11. Direct marketing: Any direct marketing activities, including solicitation of manuscripts that are conducted on behalf of the journal, shall be appropriate, well targeted, and unobtrusive.

From Principles of Transparency and Best Practices in Scholarly Publishing.

Open Access Journals

Open access (OA) refers to freely available, digital, online information. Open access scholarly literature is free of charge and often carries less restrictive copyright and licensing barriers than traditionally published works, for both the users and the authors. 

While OA is a newer form of scholarly publishing, many OA journals comply with well-established peer-review processes and maintain high publishing standards.

There are different type of Open Access Journals.

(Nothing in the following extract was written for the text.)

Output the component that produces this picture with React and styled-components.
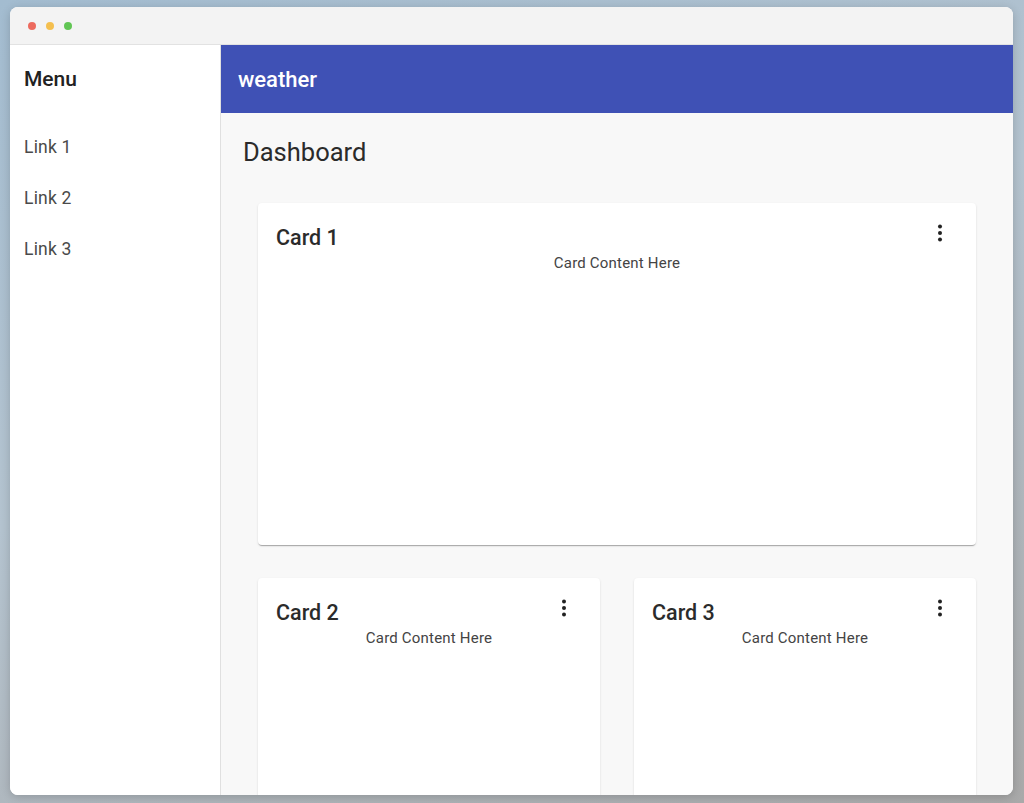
import React from 'react'
import styled, { createGlobalStyle } from 'styled-components'

const GlobalStyle = createGlobalStyle`
  html, body {
    margin: 0;
    padding: 0;
    height: 100%;
  }
  body {
    font-family: Roboto, "Liberation Sans", sans-serif;
    background: linear-gradient(160deg, #a3bcd0 0%, #b4c3cf 45%, #a9a9a9 100%);
  }
  #root {
    height: 100%;
  }
`

const Page = styled.div`
  height: 803px;
  box-sizing: border-box;
  padding: 7px 11px 8px 10px;
  display: flex;
`

const Window = styled.div`
  flex: 1;
  display: flex;
  flex-direction: column;
  border-radius: 8px;
  overflow: hidden;
  background: #fff;
  box-shadow: 0 2px 10px rgba(0, 0, 0, 0.18);
`

const TitleBar = styled.div`
  height: 37px;
  flex-shrink: 0;
  background: #f3f3f3;
  border-bottom: 1px solid #e2e2e2;
  display: flex;
  align-items: center;
  gap: 10px;
  padding-left: 18px;
`

const Dot = styled.span`
  width: 8px;
  height: 8px;
  border-radius: 50%;
  background: ${p => p.color};
`

const Body = styled.div`
  flex: 1;
  display: flex;
  min-height: 0;
`

const Sidebar = styled.nav`
  width: 211px;
  flex-shrink: 0;
  background: #fff;
  border-right: 1px solid #e0e0e0;
  padding: 22px 0 0 14px;
  box-sizing: border-box;
`

const MenuTitle = styled.h2`
  margin: 0 0 46px;
  font-size: 21px;
  font-weight: 500;
  color: #222;
  line-height: 24px;
`

const NavLink = styled.a`
  display: block;
  font-size: 17.5px;
  letter-spacing: 0.2px;
  color: #4a4a4a;
  text-decoration: none;
  line-height: 20px;
  margin-bottom: 31px;
`

const Main = styled.main`
  flex: 1;
  display: flex;
  flex-direction: column;
  background: #f8f8f8;
  min-width: 0;
  overflow: hidden;
`

const AppBar = styled.header`
  height: 68px;
  flex-shrink: 0;
  background: #3f51b5;
  display: flex;
  align-items: center;
  padding-left: 17px;
  color: #fff;
  font-size: 22px;
  font-weight: 500;
`

const Content = styled.div`
  padding: 23px 37px 0 22px;
`

const PageTitle = styled.h1`
  margin: 0 0 35px;
  font-size: 25.5px;
  font-weight: 400;
  color: #2b2b2b;
  line-height: 32px;
`

const Grid = styled.div`
  display: grid;
  grid-template-columns: 1fr 1fr;
  column-gap: 34px;
  row-gap: 33px;
  padding-left: 15px;
`

const Card = styled.section`
  grid-column: ${p => (p.wide ? '1 / span 2' : 'auto')};
  height: 342px;
  background: #fff;
  border-radius: 4px;
  box-shadow: 0 2px 1px -1px rgba(0, 0, 0, 0.2), 0 1px 1px 0 rgba(0, 0, 0, 0.12),
    0 1px 3px 0 rgba(0, 0, 0, 0.08);
  padding: 22px 18px 0 18px;
  box-sizing: border-box;
`

const CardHeader = styled.div`
  display: flex;
  justify-content: space-between;
  align-items: flex-start;
`

const CardTitle = styled.h3`
  margin: 0;
  font-size: 21.5px;
  font-weight: 500;
  color: #2b2b2b;
  line-height: 26px;
`

const MoreButton = styled.button`
  border: none;
  background: none;
  padding: 0;
  width: 24px;
  height: 24px;
  margin-top: -4px;
  margin-right: 6px;
  display: flex;
  align-items: center;
  justify-content: center;
  color: #222;
`

const CardText = styled.p`
  margin: 2px 0 0;
  text-align: center;
  font-size: 15px;
  letter-spacing: 0.2px;
  color: #444;
  line-height: 20px;
`

const MoreIcon = () => (
  <svg width="24" height="24" viewBox="0 0 24 24" fill="currentColor">
    <circle cx="12" cy="5.5" r="2" />
    <circle cx="12" cy="12" r="2" />
    <circle cx="12" cy="18.5" r="2" />
  </svg>
)

const DashCard = ({ title, wide }) => (
  <Card wide={wide}>
    <CardHeader>
      <CardTitle>{title}</CardTitle>
      <MoreButton aria-label="more">
        <MoreIcon />
      </MoreButton>
    </CardHeader>
    <CardText>Card Content Here</CardText>
  </Card>
)

export default function App() {
  return (
    <>
      <GlobalStyle />
      <Page>
        <Window>
          <TitleBar>
            <Dot color="#ec6a5e" />
            <Dot color="#f4bf4f" />
            <Dot color="#61c554" />
          </TitleBar>
          <Body>
            <Sidebar>
              <MenuTitle>Menu</MenuTitle>
              <NavLink href="#">Link 1</NavLink>
              <NavLink href="#">Link 2</NavLink>
              <NavLink href="#">Link 3</NavLink>
            </Sidebar>
            <Main>
              <AppBar>weather</AppBar>
              <Content>
                <PageTitle>Dashboard</PageTitle>
                <Grid>
                  <DashCard title="Card 1" wide />
                  <DashCard title="Card 2" />
                  <DashCard title="Card 3" />
                </Grid>
              </Content>
            </Main>
          </Body>
        </Window>
      </Page>
    </>
  )
}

  • Green – generally refers to where the author self-archives a version (peer-reviewed postprint or pre-print) of the article for free public use in their institutional repository (IR) or in a central repository (e.g., PubMed Central).
  • Gold – Journals where the content is available to readers free-of-charge from the moment of publication, without embargo or restriction.
  • Hybrid – some times called Paid Open Access, refers to subscription journals with open access to individual articles usually when a fee is paid to the publisher or journal by the author, the author's organization, or the research funder. Some of the fees are quite expensive, up to $5000.

Predatory Publishing

Coined by Jeffrey Beall, a former librarian at the Auraria Library, University of Denver, the term "predatory publishing" refers to a questionable business practice of charging fees to authors to publish their articles without standard editorial and publishing services provided by legitimate scholarly journals. They will publish subpar research that has not properly been peer-reviewed. These journals charge unreasonable large author fees, also known as article processing charges (APCs), that far exceed the cost of running their low-quality non-peer reviewed operations. Charging a fee is not itself a marker of a predatory publisher: many reputable OA journals use APCs to cover costs, especially in fields where research is often funded by grants.